▶ **BRIEF**:
Could you transcribe every record below exactly as written, leaving out any pictures?

· · · · ·

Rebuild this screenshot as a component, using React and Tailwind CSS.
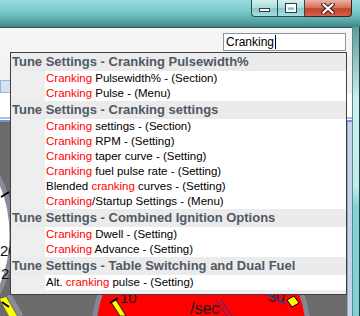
const sections = [
  {
    title: 'Tune Settings - Cranking Pulsewidth%',
    items: [
      { pre: '', hit: 'Cranking', post: ' Pulsewidth% - (Section)' },
      { pre: '', hit: 'Cranking', post: ' Pulse - (Menu)' },
    ],
  },
  {
    title: 'Tune Settings - Cranking settings',
    items: [
      { pre: '', hit: 'Cranking', post: ' settings - (Section)' },
      { pre: '', hit: 'Cranking', post: ' RPM - (Setting)' },
      { pre: '', hit: 'Cranking', post: ' taper curve - (Setting)' },
      { pre: '', hit: 'Cranking', post: ' fuel pulse rate - (Setting)' },
      { pre: 'Blended ', hit: 'cranking', post: ' curves - (Setting)' },
      { pre: '', hit: 'Cranking', post: '/Startup Settings - (Menu)' },
    ],
  },
  {
    title: 'Tune Settings - Combined Ignition Options',
    items: [
      { pre: '', hit: 'Cranking', post: ' Dwell - (Setting)' },
      { pre: '', hit: 'Cranking', post: ' Advance - (Setting)' },
    ],
  },
  {
    title: 'Tune Settings - Table Switching and Dual Fuel',
    items: [{ pre: 'Alt. ', hit: 'cranking', post: ' pulse - (Setting)' }],
  },
];

const Gauges = () => (
  <svg width="347" height="194" viewBox="0 0 347 194" className="block">
    {/* left gauge */}
    <ellipse cx="-62" cy="113" rx="74" ry="100" fill="#ffffff" stroke="#8b8b99" strokeWidth="5" />
    <line x1="1" y1="75" x2="9" y2="70" stroke="#000" strokeWidth="2" />
    <text x="0" y="134" fontSize="15" fontFamily="Liberation Sans, Arial, sans-serif" fill="#111">20</text>
    <text x="1" y="157" fontSize="15" fontFamily="Liberation Sans, Arial, sans-serif" fill="#111">2</text>
    <line x1="9" y1="173" x2="21" y2="194" stroke="#8b8b99" strokeWidth="5" />
    <polygon points="0,177 6,175 17,194 9,194" fill="#ffff00" />
    <line x1="2" y1="180" x2="9" y2="185" stroke="#000" strokeWidth="2" />

    {/* red gauge */}
    <circle cx="201" cy="208" r="107" fill="#ff0000" stroke="#85859a" strokeWidth="5" />
    <polygon points="111,180 116,178 126,194 120,194" fill="#ffff00" stroke="#000" strokeWidth="0.8" />
    <line x1="110" y1="181" x2="118" y2="176" stroke="#000" strokeWidth="2" />
    <text x="120" y="181" fontSize="15" fontFamily="Liberation Sans, Arial, sans-serif" fill="#1a1a1a">10</text>
    <text x="190" y="192" fontSize="16" fontFamily="Liberation Sans, Arial, sans-serif" fill="#1c1c1c">/sec</text>
    <line x1="216" y1="178" x2="227" y2="194" stroke="#1a3a9a" strokeWidth="1" />
    <line x1="221" y1="178" x2="232" y2="194" stroke="#1a3a9a" strokeWidth="1" />
    <text x="268" y="180" fontSize="15" fontFamily="Liberation Sans, Arial, sans-serif" fill="#1a1a1a">30</text>
    <line x1="258" y1="168" x2="286" y2="182" stroke="#1f3fb0" strokeWidth="1.5" />
    <polygon points="287,178 294,174 299,181 292,185" fill="#ffff00" stroke="#000" strokeWidth="1" />
  </svg>
);

export default function App() {
  return (
    <div className="relative flex h-[316px] w-[360px] flex-col overflow-hidden font-['Liberation_Sans',Arial,sans-serif]">
      {/* title bar */}
      <div className="flex h-[27px] shrink-0 justify-end bg-[linear-gradient(to_bottom,#98dcdd,#7acbcd_40%,#5aa9ab_75%,#3f8587)] pr-[8px]">
        <div className="flex h-[17px]">
          <div className="flex w-[27px] items-center justify-center rounded-bl-[4px] border border-t-0 border-[#2f4a4c] bg-[linear-gradient(to_bottom,#d4efef,#a9dcdd_50%,#86c9cb_51%,#a4dfe0)]">
            <div className="mt-[4px] h-[4px] w-[11px] border border-[#2e3d3e] bg-white" />
          </div>
          <div className="flex w-[27px] items-center justify-center border border-t-0 border-l-0 border-[#2f4a4c] bg-[linear-gradient(to_bottom,#d4efef,#a9dcdd_50%,#86c9cb_51%,#a4dfe0)]">
            <div className="h-[8px] w-[10px] border-2 border-t-[3px] border-white outline outline-1 outline-[#2e3d3e]" />
          </div>
          <div className="flex w-[47px] items-center justify-center rounded-br-[4px] border border-t-0 border-l-0 border-[#3a2420] bg-[linear-gradient(to_bottom,#eab2a4,#d9755f_45%,#c4432b_55%,#d6604a)]">
            <svg width="14" height="11" viewBox="0 0 14 11">
              <path d="M2.5 1.5 L11.5 9.5 M11.5 1.5 L2.5 9.5" stroke="#3a1d18" strokeWidth="4.2" strokeLinecap="square" />
              <path d="M2.5 1.5 L11.5 9.5 M11.5 1.5 L2.5 9.5" stroke="#ffffff" strokeWidth="2.2" strokeLinecap="square" />
            </svg>
          </div>
        </div>
      </div>

      <div className="flex flex-1">
        {/* client area */}
        <div className="flex w-[352px] flex-col border-t border-[#2d5253]">
          <div className="flex h-[28px] justify-end bg-[#f5f5f5] pt-[5px] pr-[6px]">
            <div className="flex h-[18px] w-[123px] items-center border border-[#8797a6] bg-white pl-[2px] text-[12px] text-black">
              Cranking
              <span className="ml-[1px] h-[14px] w-[1px] bg-black" />
            </div>
          </div>
          <div className="flex h-[66px] flex-col bg-[#f2f2f2]">
            <div className="h-[24px]" />
            <div className="h-[13px] w-[40px] border border-[#9db4d4] bg-[#d3e2f3]" />
            <div className="flex-1 bg-white" />
            <div className="h-[2px] bg-[#a9bfe4]" />
            <div className="h-[1px] bg-white" />
            <div className="h-[2px] bg-[#7393cc]" />
          </div>
          <div className="flex flex-1 bg-[#6b6b6b]">
            <Gauges />
            <div className="w-[5px] border-l border-[#8ea4c8] bg-[#c7d5e8]" />
          </div>
        </div>
        {/* window frame */}
        <div className="w-[8px] border-l border-r border-l-[#5d8788] border-r-[#2b3b3c] bg-[linear-gradient(to_bottom,#5f9c9d,#c9f1f1_25%,#bdeeee_55%,#7ed6d6_62%,#7ad4d4)]" />
      </div>

      {/* search results popup */}
      <div className="absolute top-[52px] left-[10px] w-[337px] border border-[#404040] bg-[#eeeeee] pb-[4px]">
        {sections.map((s) => (
          <div key={s.title}>
            <div className="flex h-[18px] items-center bg-[#ebebeb] pl-[1px] text-[13px] font-bold whitespace-nowrap text-[#4f5965]">
              {s.title}
            </div>
            {s.items.map((it, i) => (
              <div key={i} className="ml-[34px] flex h-[15px] items-center bg-white pl-[1px] text-[11.5px] whitespace-pre text-black">
                {it.pre}
                <span className="text-[#ff0000]">{it.hit}</span>
                {it.post}
              </div>
            ))}
          </div>
        ))}
      </div>
    </div>
  );
}
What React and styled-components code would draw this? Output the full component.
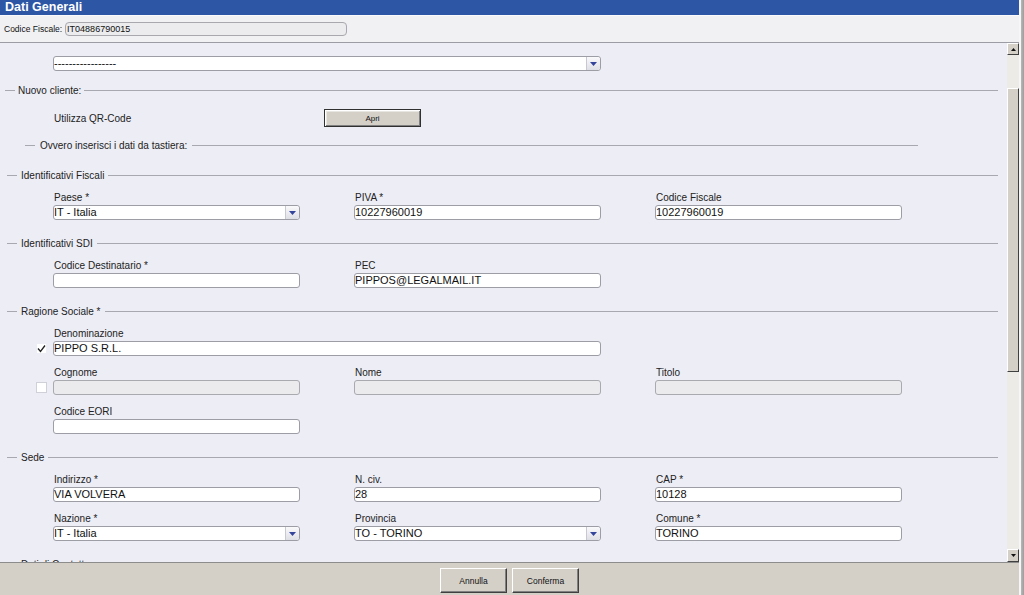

· · · · ·

▶ **EXERCISE RESULT**:
Rebuild this screenshot as a component, using React and Tailwind CSS.
const sections = [
  {
    title: 'Tune Settings - Cranking Pulsewidth%',
    items: [
      { pre: '', hit: 'Cranking', post: ' Pulsewidth% - (Section)' },
      { pre: '', hit: 'Cranking', post: ' Pulse - (Menu)' },
    ],
  },
  {
    title: 'Tune Settings - Cranking settings',
    items: [
      { pre: '', hit: 'Cranking', post: ' settings - (Section)' },
      { pre: '', hit: 'Cranking', post: ' RPM - (Setting)' },
      { pre: '', hit: 'Cranking', post: ' taper curve - (Setting)' },
      { pre: '', hit: 'Cranking', post: ' fuel pulse rate - (Setting)' },
      { pre: 'Blended ', hit: 'cranking', post: ' curves - (Setting)' },
      { pre: '', hit: 'Cranking', post: '/Startup Settings - (Menu)' },
    ],
  },
  {
    title: 'Tune Settings - Combined Ignition Options',
    items: [
      { pre: '', hit: 'Cranking', post: ' Dwell - (Setting)' },
      { pre: '', hit: 'Cranking', post: ' Advance - (Setting)' },
    ],
  },
  {
    title: 'Tune Settings - Table Switching and Dual Fuel',
    items: [{ pre: 'Alt. ', hit: 'cranking', post: ' pulse - (Setting)' }],
  },
];

const Gauges = () => (
  <svg width="347" height="194" viewBox="0 0 347 194" className="block">
    {/* left gauge */}
    <ellipse cx="-62" cy="113" rx="74" ry="100" fill="#ffffff" stroke="#8b8b99" strokeWidth="5" />
    <line x1="1" y1="75" x2="9" y2="70" stroke="#000" strokeWidth="2" />
    <text x="0" y="134" fontSize="15" fontFamily="Liberation Sans, Arial, sans-serif" fill="#111">20</text>
    <text x="1" y="157" fontSize="15" fontFamily="Liberation Sans, Arial, sans-serif" fill="#111">2</text>
    <line x1="9" y1="173" x2="21" y2="194" stroke="#8b8b99" strokeWidth="5" />
    <polygon points="0,177 6,175 17,194 9,194" fill="#ffff00" />
    <line x1="2" y1="180" x2="9" y2="185" stroke="#000" strokeWidth="2" />

    {/* red gauge */}
    <circle cx="201" cy="208" r="107" fill="#ff0000" stroke="#85859a" strokeWidth="5" />
    <polygon points="111,180 116,178 126,194 120,194" fill="#ffff00" stroke="#000" strokeWidth="0.8" />
    <line x1="110" y1="181" x2="118" y2="176" stroke="#000" strokeWidth="2" />
    <text x="120" y="181" fontSize="15" fontFamily="Liberation Sans, Arial, sans-serif" fill="#1a1a1a">10</text>
    <text x="190" y="192" fontSize="16" fontFamily="Liberation Sans, Arial, sans-serif" fill="#1c1c1c">/sec</text>
    <line x1="216" y1="178" x2="227" y2="194" stroke="#1a3a9a" strokeWidth="1" />
    <line x1="221" y1="178" x2="232" y2="194" stroke="#1a3a9a" strokeWidth="1" />
    <text x="268" y="180" fontSize="15" fontFamily="Liberation Sans, Arial, sans-serif" fill="#1a1a1a">30</text>
    <line x1="258" y1="168" x2="286" y2="182" stroke="#1f3fb0" strokeWidth="1.5" />
    <polygon points="287,178 294,174 299,181 292,185" fill="#ffff00" stroke="#000" strokeWidth="1" />
  </svg>
);

export default function App() {
  return (
    <div className="relative flex h-[316px] w-[360px] flex-col overflow-hidden font-['Liberation_Sans',Arial,sans-serif]">
      {/* title bar */}
      <div className="flex h-[27px] shrink-0 justify-end bg-[linear-gradient(to_bottom,#98dcdd,#7acbcd_40%,#5aa9ab_75%,#3f8587)] pr-[8px]">
        <div className="flex h-[17px]">
          <div className="flex w-[27px] items-center justify-center rounded-bl-[4px] border border-t-0 border-[#2f4a4c] bg-[linear-gradient(to_bottom,#d4efef,#a9dcdd_50%,#86c9cb_51%,#a4dfe0)]">
            <div className="mt-[4px] h-[4px] w-[11px] border border-[#2e3d3e] bg-white" />
          </div>
          <div className="flex w-[27px] items-center justify-center border border-t-0 border-l-0 border-[#2f4a4c] bg-[linear-gradient(to_bottom,#d4efef,#a9dcdd_50%,#86c9cb_51%,#a4dfe0)]">
            <div className="h-[8px] w-[10px] border-2 border-t-[3px] border-white outline outline-1 outline-[#2e3d3e]" />
          </div>
          <div className="flex w-[47px] items-center justify-center rounded-br-[4px] border border-t-0 border-l-0 border-[#3a2420] bg-[linear-gradient(to_bottom,#eab2a4,#d9755f_45%,#c4432b_55%,#d6604a)]">
            <svg width="14" height="11" viewBox="0 0 14 11">
              <path d="M2.5 1.5 L11.5 9.5 M11.5 1.5 L2.5 9.5" stroke="#3a1d18" strokeWidth="4.2" strokeLinecap="square" />
              <path d="M2.5 1.5 L11.5 9.5 M11.5 1.5 L2.5 9.5" stroke="#ffffff" strokeWidth="2.2" strokeLinecap="square" />
            </svg>
          </div>
        </div>
      </div>

      <div className="flex flex-1">
        {/* client area */}
        <div className="flex w-[352px] flex-col border-t border-[#2d5253]">
          <div className="flex h-[28px] justify-end bg-[#f5f5f5] pt-[5px] pr-[6px]">
            <div className="flex h-[18px] w-[123px] items-center border border-[#8797a6] bg-white pl-[2px] text-[12px] text-black">
              Cranking
              <span className="ml-[1px] h-[14px] w-[1px] bg-black" />
            </div>
          </div>
          <div className="flex h-[66px] flex-col bg-[#f2f2f2]">
            <div className="h-[24px]" />
            <div className="h-[13px] w-[40px] border border-[#9db4d4] bg-[#d3e2f3]" />
            <div className="flex-1 bg-white" />
            <div className="h-[2px] bg-[#a9bfe4]" />
            <div className="h-[1px] bg-white" />
            <div className="h-[2px] bg-[#7393cc]" />
          </div>
          <div className="flex flex-1 bg-[#6b6b6b]">
            <Gauges />
            <div className="w-[5px] border-l border-[#8ea4c8] bg-[#c7d5e8]" />
          </div>
        </div>
        {/* window frame */}
        <div className="w-[8px] border-l border-r border-l-[#5d8788] border-r-[#2b3b3c] bg-[linear-gradient(to_bottom,#5f9c9d,#c9f1f1_25%,#bdeeee_55%,#7ed6d6_62%,#7ad4d4)]" />
      </div>

      {/* search results popup */}
      <div className="absolute top-[52px] left-[10px] w-[337px] border border-[#404040] bg-[#eeeeee] pb-[4px]">
        {sections.map((s) => (
          <div key={s.title}>
            <div className="flex h-[18px] items-center bg-[#ebebeb] pl-[1px] text-[13px] font-bold whitespace-nowrap text-[#4f5965]">
              {s.title}
            </div>
            {s.items.map((it, i) => (
              <div key={i} className="ml-[34px] flex h-[15px] items-center bg-white pl-[1px] text-[11.5px] whitespace-pre text-black">
                {it.pre}
                <span className="text-[#ff0000]">{it.hit}</span>
                {it.post}
              </div>
            ))}
          </div>
        ))}
      </div>
    </div>
  );
}
What React and styled-components code would draw this? Output the full component.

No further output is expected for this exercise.